__Required work__
Leave out the pictures, then reproduce the rest of the material exactly.

__Recorded information__
*****

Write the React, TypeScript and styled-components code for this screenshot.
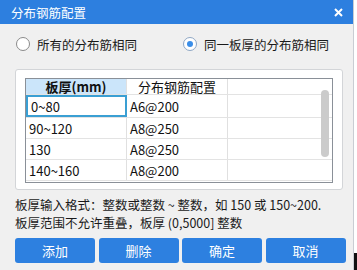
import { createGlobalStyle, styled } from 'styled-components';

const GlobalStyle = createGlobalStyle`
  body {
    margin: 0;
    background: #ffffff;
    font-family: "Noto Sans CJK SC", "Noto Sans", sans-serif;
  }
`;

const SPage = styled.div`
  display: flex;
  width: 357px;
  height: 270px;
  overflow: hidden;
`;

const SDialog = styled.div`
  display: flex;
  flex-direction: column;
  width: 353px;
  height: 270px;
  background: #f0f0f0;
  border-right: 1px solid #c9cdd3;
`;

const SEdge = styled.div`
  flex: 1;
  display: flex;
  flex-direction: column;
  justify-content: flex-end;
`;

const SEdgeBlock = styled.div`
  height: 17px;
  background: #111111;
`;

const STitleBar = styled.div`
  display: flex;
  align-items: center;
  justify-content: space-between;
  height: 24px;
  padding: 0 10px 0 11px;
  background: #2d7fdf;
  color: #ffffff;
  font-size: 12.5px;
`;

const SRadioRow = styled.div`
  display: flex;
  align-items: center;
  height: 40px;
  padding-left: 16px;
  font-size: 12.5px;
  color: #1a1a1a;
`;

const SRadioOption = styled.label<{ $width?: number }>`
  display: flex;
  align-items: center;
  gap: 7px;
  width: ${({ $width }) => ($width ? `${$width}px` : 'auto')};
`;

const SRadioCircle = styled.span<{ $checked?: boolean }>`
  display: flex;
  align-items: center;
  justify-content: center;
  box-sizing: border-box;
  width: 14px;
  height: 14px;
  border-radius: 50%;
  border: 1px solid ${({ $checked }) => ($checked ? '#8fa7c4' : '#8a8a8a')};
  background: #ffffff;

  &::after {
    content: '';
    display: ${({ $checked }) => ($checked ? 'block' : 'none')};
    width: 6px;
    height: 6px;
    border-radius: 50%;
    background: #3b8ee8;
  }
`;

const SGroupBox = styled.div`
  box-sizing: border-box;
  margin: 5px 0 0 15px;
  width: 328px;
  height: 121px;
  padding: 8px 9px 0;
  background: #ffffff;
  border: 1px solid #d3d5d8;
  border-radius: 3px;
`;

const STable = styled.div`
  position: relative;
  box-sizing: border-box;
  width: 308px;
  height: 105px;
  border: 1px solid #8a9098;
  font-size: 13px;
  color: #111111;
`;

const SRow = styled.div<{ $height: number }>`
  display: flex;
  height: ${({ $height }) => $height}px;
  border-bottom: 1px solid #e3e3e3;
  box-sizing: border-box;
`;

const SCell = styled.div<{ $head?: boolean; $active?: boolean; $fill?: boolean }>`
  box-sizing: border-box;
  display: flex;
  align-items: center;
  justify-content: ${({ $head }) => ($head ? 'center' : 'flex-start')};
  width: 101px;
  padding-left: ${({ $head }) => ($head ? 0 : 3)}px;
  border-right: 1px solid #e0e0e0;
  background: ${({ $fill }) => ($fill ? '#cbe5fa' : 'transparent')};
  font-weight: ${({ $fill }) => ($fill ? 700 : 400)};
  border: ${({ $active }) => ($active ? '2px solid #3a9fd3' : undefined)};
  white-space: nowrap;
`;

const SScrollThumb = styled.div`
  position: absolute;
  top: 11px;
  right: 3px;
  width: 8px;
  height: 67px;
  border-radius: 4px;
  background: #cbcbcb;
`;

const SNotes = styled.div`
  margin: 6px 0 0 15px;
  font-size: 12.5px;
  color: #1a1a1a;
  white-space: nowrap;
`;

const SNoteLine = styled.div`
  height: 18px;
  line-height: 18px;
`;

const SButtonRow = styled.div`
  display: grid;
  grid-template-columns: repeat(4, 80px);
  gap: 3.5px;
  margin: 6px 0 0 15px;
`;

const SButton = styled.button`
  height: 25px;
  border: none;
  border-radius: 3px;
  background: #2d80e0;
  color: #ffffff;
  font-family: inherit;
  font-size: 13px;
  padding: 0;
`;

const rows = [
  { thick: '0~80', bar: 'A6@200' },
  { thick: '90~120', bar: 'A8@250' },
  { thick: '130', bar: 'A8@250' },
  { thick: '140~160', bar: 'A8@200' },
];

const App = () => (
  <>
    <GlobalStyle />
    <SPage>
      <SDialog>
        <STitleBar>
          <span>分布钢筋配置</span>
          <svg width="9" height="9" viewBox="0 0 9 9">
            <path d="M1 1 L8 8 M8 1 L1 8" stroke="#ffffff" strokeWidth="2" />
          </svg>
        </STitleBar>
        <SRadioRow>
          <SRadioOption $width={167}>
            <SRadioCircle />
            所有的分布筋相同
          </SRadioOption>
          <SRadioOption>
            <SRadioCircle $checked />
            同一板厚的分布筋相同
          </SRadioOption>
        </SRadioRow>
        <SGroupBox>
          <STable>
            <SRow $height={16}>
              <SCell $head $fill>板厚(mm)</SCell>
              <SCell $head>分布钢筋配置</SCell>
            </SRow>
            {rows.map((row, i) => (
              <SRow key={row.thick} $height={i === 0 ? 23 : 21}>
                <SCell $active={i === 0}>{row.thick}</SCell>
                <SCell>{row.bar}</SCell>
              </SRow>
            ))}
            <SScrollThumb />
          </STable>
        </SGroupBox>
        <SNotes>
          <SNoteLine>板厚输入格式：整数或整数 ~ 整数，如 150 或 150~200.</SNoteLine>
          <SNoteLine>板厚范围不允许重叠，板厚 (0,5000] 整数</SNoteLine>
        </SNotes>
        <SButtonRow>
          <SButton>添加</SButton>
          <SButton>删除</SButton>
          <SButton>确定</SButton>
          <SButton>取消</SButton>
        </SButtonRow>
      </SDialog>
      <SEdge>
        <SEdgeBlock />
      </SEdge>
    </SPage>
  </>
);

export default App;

*****

__Exercise result__
Write the React, TypeScript and styled-components code for this screenshot.
import { createGlobalStyle, styled } from 'styled-components';

const GlobalStyle = createGlobalStyle`
  body {
    margin: 0;
    background: #ffffff;
    font-family: "Noto Sans CJK SC", "Noto Sans", sans-serif;
  }
`;

const SPage = styled.div`
  display: flex;
  width: 357px;
  height: 270px;
  overflow: hidden;
`;

const SDialog = styled.div`
  display: flex;
  flex-direction: column;
  width: 353px;
  height: 270px;
  background: #f0f0f0;
  border-right: 1px solid #c9cdd3;
`;

const SEdge = styled.div`
  flex: 1;
  display: flex;
  flex-direction: column;
  justify-content: flex-end;
`;

const SEdgeBlock = styled.div`
  height: 17px;
  background: #111111;
`;

const STitleBar = styled.div`
  display: flex;
  align-items: center;
  justify-content: space-between;
  height: 24px;
  padding: 0 10px 0 11px;
  background: #2d7fdf;
  color: #ffffff;
  font-size: 12.5px;
`;

const SRadioRow = styled.div`
  display: flex;
  align-items: center;
  height: 40px;
  padding-left: 16px;
  font-size: 12.5px;
  color: #1a1a1a;
`;

const SRadioOption = styled.label<{ $width?: number }>`
  display: flex;
  align-items: center;
  gap: 7px;
  width: ${({ $width }) => ($width ? `${$width}px` : 'auto')};
`;

const SRadioCircle = styled.span<{ $checked?: boolean }>`
  display: flex;
  align-items: center;
  justify-content: center;
  box-sizing: border-box;
  width: 14px;
  height: 14px;
  border-radius: 50%;
  border: 1px solid ${({ $checked }) => ($checked ? '#8fa7c4' : '#8a8a8a')};
  background: #ffffff;

  &::after {
    content: '';
    display: ${({ $checked }) => ($checked ? 'block' : 'none')};
    width: 6px;
    height: 6px;
    border-radius: 50%;
    background: #3b8ee8;
  }
`;

const SGroupBox = styled.div`
  box-sizing: border-box;
  margin: 5px 0 0 15px;
  width: 328px;
  height: 121px;
  padding: 8px 9px 0;
  background: #ffffff;
  border: 1px solid #d3d5d8;
  border-radius: 3px;
`;

const STable = styled.div`
  position: relative;
  box-sizing: border-box;
  width: 308px;
  height: 105px;
  border: 1px solid #8a9098;
  font-size: 13px;
  color: #111111;
`;

const SRow = styled.div<{ $height: number }>`
  display: flex;
  height: ${({ $height }) => $height}px;
  border-bottom: 1px solid #e3e3e3;
  box-sizing: border-box;
`;

const SCell = styled.div<{ $head?: boolean; $active?: boolean; $fill?: boolean }>`
  box-sizing: border-box;
  display: flex;
  align-items: center;
  justify-content: ${({ $head }) => ($head ? 'center' : 'flex-start')};
  width: 101px;
  padding-left: ${({ $head }) => ($head ? 0 : 3)}px;
  border-right: 1px solid #e0e0e0;
  background: ${({ $fill }) => ($fill ? '#cbe5fa' : 'transparent')};
  font-weight: ${({ $fill }) => ($fill ? 700 : 400)};
  border: ${({ $active }) => ($active ? '2px solid #3a9fd3' : undefined)};
  white-space: nowrap;
`;

const SScrollThumb = styled.div`
  position: absolute;
  top: 11px;
  right: 3px;
  width: 8px;
  height: 67px;
  border-radius: 4px;
  background: #cbcbcb;
`;

const SNotes = styled.div`
  margin: 6px 0 0 15px;
  font-size: 12.5px;
  color: #1a1a1a;
  white-space: nowrap;
`;

const SNoteLine = styled.div`
  height: 18px;
  line-height: 18px;
`;

const SButtonRow = styled.div`
  display: grid;
  grid-template-columns: repeat(4, 80px);
  gap: 3.5px;
  margin: 6px 0 0 15px;
`;

const SButton = styled.button`
  height: 25px;
  border: none;
  border-radius: 3px;
  background: #2d80e0;
  color: #ffffff;
  font-family: inherit;
  font-size: 13px;
  padding: 0;
`;

const rows = [
  { thick: '0~80', bar: 'A6@200' },
  { thick: '90~120', bar: 'A8@250' },
  { thick: '130', bar: 'A8@250' },
  { thick: '140~160', bar: 'A8@200' },
];

const App = () => (
  <>
    <GlobalStyle />
    <SPage>
      <SDialog>
        <STitleBar>
          <span>分布钢筋配置</span>
          <svg width="9" height="9" viewBox="0 0 9 9">
            <path d="M1 1 L8 8 M8 1 L1 8" stroke="#ffffff" strokeWidth="2" />
          </svg>
        </STitleBar>
        <SRadioRow>
          <SRadioOption $width={167}>
            <SRadioCircle />
            所有的分布筋相同
          </SRadioOption>
          <SRadioOption>
            <SRadioCircle $checked />
            同一板厚的分布筋相同
          </SRadioOption>
        </SRadioRow>
        <SGroupBox>
          <STable>
            <SRow $height={16}>
              <SCell $head $fill>板厚(mm)</SCell>
              <SCell $head>分布钢筋配置</SCell>
            </SRow>
            {rows.map((row, i) => (
              <SRow key={row.thick} $height={i === 0 ? 23 : 21}>
                <SCell $active={i === 0}>{row.thick}</SCell>
                <SCell>{row.bar}</SCell>
              </SRow>
            ))}
            <SScrollThumb />
          </STable>
        </SGroupBox>
        <SNotes>
          <SNoteLine>板厚输入格式：整数或整数 ~ 整数，如 150 或 150~200.</SNoteLine>
          <SNoteLine>板厚范围不允许重叠，板厚 (0,5000] 整数</SNoteLine>
        </SNotes>
        <SButtonRow>
          <SButton>添加</SButton>
          <SButton>删除</SButton>
          <SButton>确定</SButton>
          <SButton>取消</SButton>
        </SButtonRow>
      </SDialog>
      <SEdge>
        <SEdgeBlock />
      </SEdge>
    </SPage>
  </>
);

export default App;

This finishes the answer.